Mexico City shooting leaves 6 dead, 4 injured

A shootout between rival gangs in Mexico City left six people dead and four wounded, and police in the north-central state of Guanajuato found two heads and bags of severed body parts scattered on roadsides in two cities there.

The violent and fast-growing Jalisco cartel has been expanding into both Mexico City and Guanajuato, though it was unclear immediately who was responsible for the killings.

Guanajuato state prosecutors said the gory discoveries there began Sunday, when two severed human heads were found on the side of a highway in the town of Romita. Then on Monday, police in the larger city of Celaya reported finding “several black bags in wooden boxes, a sack and some sheets” containing hacked-up bodies.

“These were found next to a banner and placards with messages referring to organized crime,” meaning drug cartels, the city police reported.

The corpses were so badly mangled that investigators were studying the remains to see how many people they belonged to.

On nearby boulevards, banners signed by the Jalisco cartel appeared around the same time.

In the Mexico City shootings, city police said the gang shooting occurred Saturday outside a business in a rough neighborhood on the city’s north side.

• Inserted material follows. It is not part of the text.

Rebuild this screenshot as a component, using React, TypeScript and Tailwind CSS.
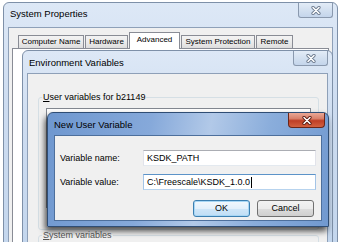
import React from 'react';

// caption close glyph (white X with dark outline)
const CloseGlyph = ({ dark }: { dark: string }) => (
  <svg width="10" height="9" viewBox="0 0 10 9">
    <path d="M2 1.5 L8 7.5 M8 1.5 L2 7.5" stroke={dark} strokeWidth="3.2" strokeLinecap="round" />
    <path d="M2 1.5 L8 7.5 M8 1.5 L2 7.5" stroke="#ffffff" strokeWidth="1.5" strokeLinecap="round" />
  </svg>
);

const InactiveClose = () => (
  <div className="flex h-[15px] w-[35px] shrink-0 items-center justify-center rounded-b-[3px] border border-t-0 border-[#8a99ae] bg-[linear-gradient(180deg,#e3ecf7_0%,#d3e0f0_50%,#c4d5eb_100%)]">
    <CloseGlyph dark="#6d7b8f" />
  </div>
);

const RedClose = () => (
  <div className="-mr-[3px] flex h-[15px] w-[37px] shrink-0 items-center justify-center rounded-b-[4px] border border-t-0 border-[#6a2518] bg-[linear-gradient(180deg,#eaa896_0%,#d8806b_40%,#bf3e25_55%,#d2603f_100%)]">
    <CloseGlyph dark="#5a1a10" />
  </div>
);

const Tab = ({ label, w, active }: { label: string; w: string; active?: boolean }) =>
  active ? (
    <div className={`relative z-10 -mb-[1px] flex h-[17px] items-start justify-center whitespace-nowrap border border-b-0 border-[#898c95] bg-white pt-[3px] text-[8px] ${w}`}>
      {label}
    </div>
  ) : (
    <div className={`flex h-[13px] items-center justify-center whitespace-nowrap border border-b-0 border-[#898c95] bg-[linear-gradient(180deg,#f3f3f3_0%,#ebebeb_50%,#dddddd_100%)] text-[8px] ${w}`}>
      {label}
    </div>
  );

export default function App() {
  return (
    <div className="relative h-[242px] w-[343px] overflow-hidden bg-white font-['Liberation_Sans',Arial,sans-serif] text-[9px] leading-none text-black">
      {/* System Properties */}
      <div className="absolute left-[3px] top-[2px] flex h-[260px] w-[335px] flex-col rounded-t-[6px] border border-[#7e90a8] bg-[linear-gradient(180deg,#dde8f6_0%,#cddcf0_40%,#c3d6ed_100%)] px-[4px]">
        <div className="flex h-[24px] shrink-0 items-start justify-between">
          <span className="pl-[2px] pt-[6px] text-[9.5px]">System Properties</span>
          <InactiveClose />
        </div>
        <div className="flex flex-1 flex-col border border-[#8ea0b8] bg-[#f0f0f0] px-[3px] pt-[4px]">
          <div className="flex h-[16px] items-end gap-[1px] pl-[6px]">
            <Tab label="Computer Name" w="w-[66px]" />
            <Tab label="Hardware" w="w-[43px]" />
            <Tab label="Advanced" w="w-[51px]" active />
            <Tab label="System Protection" w="w-[74px]" />
            <Tab label="Remote" w="w-[37px]" />
          </div>
          <div className="flex-1 border border-[#898c95] bg-white" />
        </div>
      </div>

      {/* Environment Variables */}
      <div className="absolute left-[22px] top-[50px] flex h-[200px] w-[311px] flex-col rounded-t-[6px] border border-[#7e90a8] bg-[linear-gradient(180deg,#dde8f6_0%,#cddcf0_40%,#c3d6ed_100%)] px-[4px]">
        <div className="flex h-[22px] shrink-0 items-start justify-between">
          <span className="pl-[2px] pt-[7px] text-[9.5px]">Environment Variables</span>
          <InactiveClose />
        </div>
        <div className="flex flex-1 flex-col border border-[#8ea0b8] bg-[#f0f0f0] pl-[10px] pr-[8px] pt-[23px]">
          <div className="relative h-[133px] shrink-0 rounded-[3px] border border-[#d5dfe5]">
            <span className="absolute -top-[5px] left-[3px] bg-[#f0f0f0] px-[1px]">
              <span className="underline">U</span>ser variables for b21149
            </span>
            <div className="mx-[7px] mt-[10px] h-[100px] border border-[#828790] bg-white" />
          </div>
          <div className="relative mt-[5px] h-[60px] rounded-[3px] border border-[#d5dfe5]">
            <span className="absolute -top-[5px] left-[3px] bg-[#f0f0f0] px-[1px] text-[#555]">
              <span className="underline">S</span>ystem variables
            </span>
          </div>
        </div>
      </div>

      {/* New User Variable */}
      <div className="absolute left-[47px] top-[112px] flex h-[115px] w-[282px] flex-col rounded-t-[6px] border border-[#2f4d74] bg-[linear-gradient(100deg,#6e97cf_0%,#86a9da_35%,#b2c9e8_55%,#8aaddb_75%,#7199d0_100%)] px-[6px] pb-[5px] shadow-[-2px_4px_6px_rgba(0,0,0,0.7)]">
        <div className="flex h-[22px] shrink-0 items-start justify-between">
          <span className="pt-[7px] text-[9.5px]">New User Variable</span>
          <RedClose />
        </div>
        <div className="flex flex-1 flex-col border border-[#4d6f9c] bg-[#f0f0f0] px-[5px] pt-[14px]">
          <div className="flex items-center">
            <span className="w-[83px]">Variable name:</span>
            <div className="flex h-[16px] w-[173px] items-center border border-[#abadb3] border-b-[#e3e9ef] border-x-[#e2e3ea] bg-white pl-[3px]">
              KSDK_PATH
            </div>
          </div>
          <div className="mt-[8px] flex items-center">
            <span className="w-[83px]">Variable value:</span>
            <div className="flex h-[16px] w-[173px] items-center border border-[#5c93c8] border-b-[#b7d3ee] border-x-[#a4c4e6] bg-white pl-[3px]">
              C:\Freescale\KSDK_1.0.0
              <span className="ml-[1px] h-[11px] w-[1px] bg-black" />
            </div>
          </div>
          <div className="mt-[10px] flex justify-end gap-[7px] pr-[2px]">
            <div className="flex h-[17px] w-[57px] items-center justify-center rounded-[3px] border border-[#3c7fb1] bg-[linear-gradient(180deg,#f2f8fd_0%,#e3f0fb_50%,#cfe6f8_51%,#c0def6_100%)] shadow-[inset_0_0_0_1px_#a8d7f5]">
              OK
            </div>
            <div className="flex h-[17px] w-[57px] items-center justify-center rounded-[3px] border border-[#707070] bg-[linear-gradient(180deg,#f2f2f2_0%,#ebebeb_50%,#dddddd_51%,#cfcfcf_100%)]">
              Cancel
            </div>
          </div>
        </div>
      </div>
    </div>
  );
}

Bullets fired in the fray hit nearby businesses as well.

Police said the assailants drove up and opened fire on a group of people outside a food and drinks establishment in the northern borough of Azcapotzalco.

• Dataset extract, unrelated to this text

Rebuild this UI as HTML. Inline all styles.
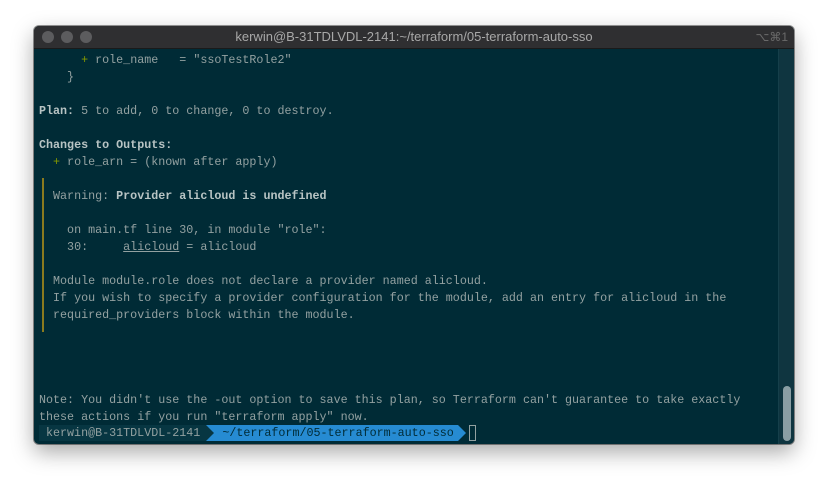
<!DOCTYPE html>
<html><head><meta charset="utf-8"><style>
body{margin:0;width:828px;height:486px;background:#fff;position:relative;overflow:hidden;font-family:"Liberation Mono",monospace;}
.win{position:absolute;left:34px;top:26px;width:760px;height:418px;border-radius:5px;overflow:hidden;box-shadow:0 8px 22px rgba(0,0,0,.35),0 0 0 1px rgba(0,0,0,.4);background:#002b36;}
.tb{height:22px;background:#2f2f31;border-bottom:1px solid #1a1a1a;position:relative;font-family:"Liberation Sans",sans-serif;font-size:13px;color:#a8a8a8;text-align:center;line-height:22px;}
.dot{position:absolute;top:5px;width:12px;height:12px;border-radius:50%;background:#5c5c5e;}
.kb{position:absolute;right:6px;top:0;font-size:12px;color:#6a6a6a;}
.sb{position:absolute;right:0;top:23px;width:15px;bottom:0;background:#0f3540;border-left:1px solid #153f4a;}
.th{position:absolute;left:4px;width:8px;top:337px;height:55px;border-radius:4px;background:#8a9ea4;}
pre{margin:0;position:absolute;left:5px;top:26px;font-family:"Liberation Mono",monospace;font-size:11.7px;line-height:17px;color:#93a1a1;}
b{color:#b8c4c4;}
.g{color:#859900;}
.bar{position:absolute;left:8px;top:152px;width:2px;height:154px;background:#8a7a1e;}
u{text-decoration:underline;}
.pr{position:absolute;left:5px;top:399px;height:16px;display:flex;font-family:"Liberation Mono",monospace;font-size:11.7px;line-height:16px;}
.p1{background:#073642;color:#93a1a1;padding:0 6px 0 7px;}
.p2{background:#268bd2;color:#002b36;padding:0 4px 0 8px;position:relative;}
.a1{width:0;height:0;border-top:8px solid transparent;border-bottom:8px solid transparent;border-left:8px solid #073642;background:#268bd2;}
.a2{width:0;height:0;border-top:8px solid transparent;border-bottom:8px solid transparent;border-left:8px solid #268bd2;}
.cur{display:inline-block;width:5px;height:14px;border:1px solid #93a1a1;margin-left:3px;margin-top:0px;}
</style></head><body>
<div class="win">
<div class="tb"><span class="dot" style="left:8px"></span><span class="dot" style="left:27px"></span><span class="dot" style="left:46px"></span>kerwin@B-31TDLVDL-2141:~/terraform/05-terraform-auto-sso<span class="kb">⌥⌘1</span></div>
<div class="bar"></div>
<pre>      <span class="g">+</span> role_name   = "ssoTestRole2"
    }

<b>Plan:</b> 5 to add, 0 to change, 0 to destroy.

<b>Changes to Outputs:</b>
  <span class="g">+</span> role_arn = (known after apply)

  Warning: <b>Provider alicloud is undefined</b>

    on main.tf line 30, in module "role":
    30:     <u>alicloud</u> = alicloud

  Module module.role does not declare a provider named alicloud.
  If you wish to specify a provider configuration for the module, add an entry for alicloud in the
  required_providers block within the module.




Note: You didn't use the -out option to save this plan, so Terraform can't guarantee to take exactly
these actions if you run "terraform apply" now.</pre>
<div class="pr"><span class="p1">kerwin@B-31TDLVDL-2141</span><span class="a1"></span><span class="p2">~/terraform/05-terraform-auto-sso</span><span class="a2"></span><span class="cur"></span></div>
<div class="sb"><div class="th"></div></div>
</div>
</body></html>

The victims appear to have returned fire, because the alleged assailants’ car had several bullet holes in it when police pulled it over later. A gun was found in the vehicle, and three people riding in the car were arrested.

Police said some of the victims had criminal records, and the newspaper El Universal reported the attackers told police they had been hired by the violent Jalisco cartel to attack a local drug dealer affiliated with a rival gang. The city prosecutors’ office was not immediately available to confirm that version.

Mexico City officials have repeatedly denied that the big drug cartels operate openly in the capital, acknowledging only that they use the city as a shipment point for drugs. But it has become increasingly clear the Jalisco cartel, the country’s fastest-growing and most violent gang, is intent on expanding into the city, as it has elsewhere.

On June 26, some two dozen gunmen ambushed an armored vehicle carrying Mexico City’s police chief; the chief, who was injured, later said the Jalisco cartel was responsible for that attack.